Medioa: EL DIARIO VASCO
Kritikaria: EMECE
La temperatura de la tarde-noche no era como para uno estuviera ajeno a preocupaciones de abrigo. Puede que semejante situación fuere la causante de bastantes localidades vacías. El forzado cruce del Urumea, en tránsito pedestre, se las traía. Sin embargo, ya en la caja grande de nuestro Kursaal la temperatura se sintió en mayor agrado y no digamos el calor emotivo en el que se vivió y gozó, durante los ochenta y dos minutos y diecisiete segundos (contados, y con diez minutos de retraso sobre el horario anunciado), la grandeza del Stabat Mater del checo Dvorák.
Al precitado gozo se llegó a través de y merced al estupendo trabajo realizado por la Coral Andra Mari -cada vez más cuajada en hermosas voces-, donde cada día es más apreciable la seria y permanente labor que se hace, desde dentro, en esta agrupación coral, a la que le falta impulso de imagen y de promoción que otras tienen sin, últimamente, tal vez, la adecuada correspondencia en la calidad.
El coro mostró siempre un color sólido, tanto en las afinaciones sin quebraduras,como en las intensidades (precioso y equilibrado el piano inicial de los tenores), y en el empaste de las cuerdas (el de la clave en fa sigue siendo de referencia). Otro momento de relieve y a destacar, entre los muchos que tuvo, fue el delicioso Eja, Mater, fons amori (tercera sección, de las diez en que está estructurada la obra).
También factor importante del éxito del concierto estuvo en la batuta del rumano Cristian Mandeal (la bicefalia elegante de la Orquesta Sinfónica de Euskadi), que realizó una versión muy romántica, cuajada de dulzura no exenta de tensión pasional, dando un especial protagonismo a los registros graves (realzando modulaciones muy buenas), llevando los tiempos sin brusquedades rítmicas, con frescura, concertando bien a sus maestros con el coro y dejando que las cuatro voces solistas pudieran trabajar sin apreturas.
La Sinfónica de Euskadi fue un todo orgánico muy disciplinado, con una entrega destacable (no siempre así valorada). El viento-metal estuvo siempre acertado en sutilezas sonoras y la cuerda grave rotundamente emotiva. A destacar el equilibrio de los planos sonoros. Hubo un buen feeling.
Dvorák escribe para las cuatro voces solistas participaciones un tanto secundarias, a modo de exposición de sentimientos puntuales, no exentos de intensidad, dado que el grueso de la la emotividad temática y melódica se la concede al coro.
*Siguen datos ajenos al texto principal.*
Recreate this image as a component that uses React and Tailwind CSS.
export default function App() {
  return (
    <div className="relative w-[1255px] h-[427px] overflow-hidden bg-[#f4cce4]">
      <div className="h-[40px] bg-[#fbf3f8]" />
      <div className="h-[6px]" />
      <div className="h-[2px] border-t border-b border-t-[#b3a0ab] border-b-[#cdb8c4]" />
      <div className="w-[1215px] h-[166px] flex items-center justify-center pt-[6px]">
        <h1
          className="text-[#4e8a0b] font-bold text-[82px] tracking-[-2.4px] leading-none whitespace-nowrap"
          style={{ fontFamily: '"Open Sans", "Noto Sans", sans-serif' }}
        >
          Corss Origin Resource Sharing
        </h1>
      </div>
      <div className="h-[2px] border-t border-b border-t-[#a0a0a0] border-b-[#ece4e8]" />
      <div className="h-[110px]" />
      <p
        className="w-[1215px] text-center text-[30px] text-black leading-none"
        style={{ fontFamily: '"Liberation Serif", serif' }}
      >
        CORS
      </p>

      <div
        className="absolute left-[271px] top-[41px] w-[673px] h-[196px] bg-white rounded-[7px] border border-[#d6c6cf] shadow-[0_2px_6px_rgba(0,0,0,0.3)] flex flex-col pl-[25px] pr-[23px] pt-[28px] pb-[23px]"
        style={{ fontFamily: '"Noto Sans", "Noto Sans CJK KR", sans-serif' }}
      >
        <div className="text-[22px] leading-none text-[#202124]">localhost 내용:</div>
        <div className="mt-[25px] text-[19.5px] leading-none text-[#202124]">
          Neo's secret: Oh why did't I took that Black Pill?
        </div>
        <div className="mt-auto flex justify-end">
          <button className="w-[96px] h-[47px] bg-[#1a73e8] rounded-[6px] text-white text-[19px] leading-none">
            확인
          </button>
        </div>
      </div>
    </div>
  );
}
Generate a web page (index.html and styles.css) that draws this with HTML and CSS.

La soprano Aghova, de coloratura spinto, mostró un timbre bien bruñido; la mezzo Oprisanu presentó siempre el robusto peso de su bronceada voz; el tenor Vacik, de bonito color, como se apreció en Fac me vere tecum flere, aprieta indebidamente en la emisión lo que le resta brillo; el bajo Plech tiene problemas en la técnica de la emisión, con toscas opacidades.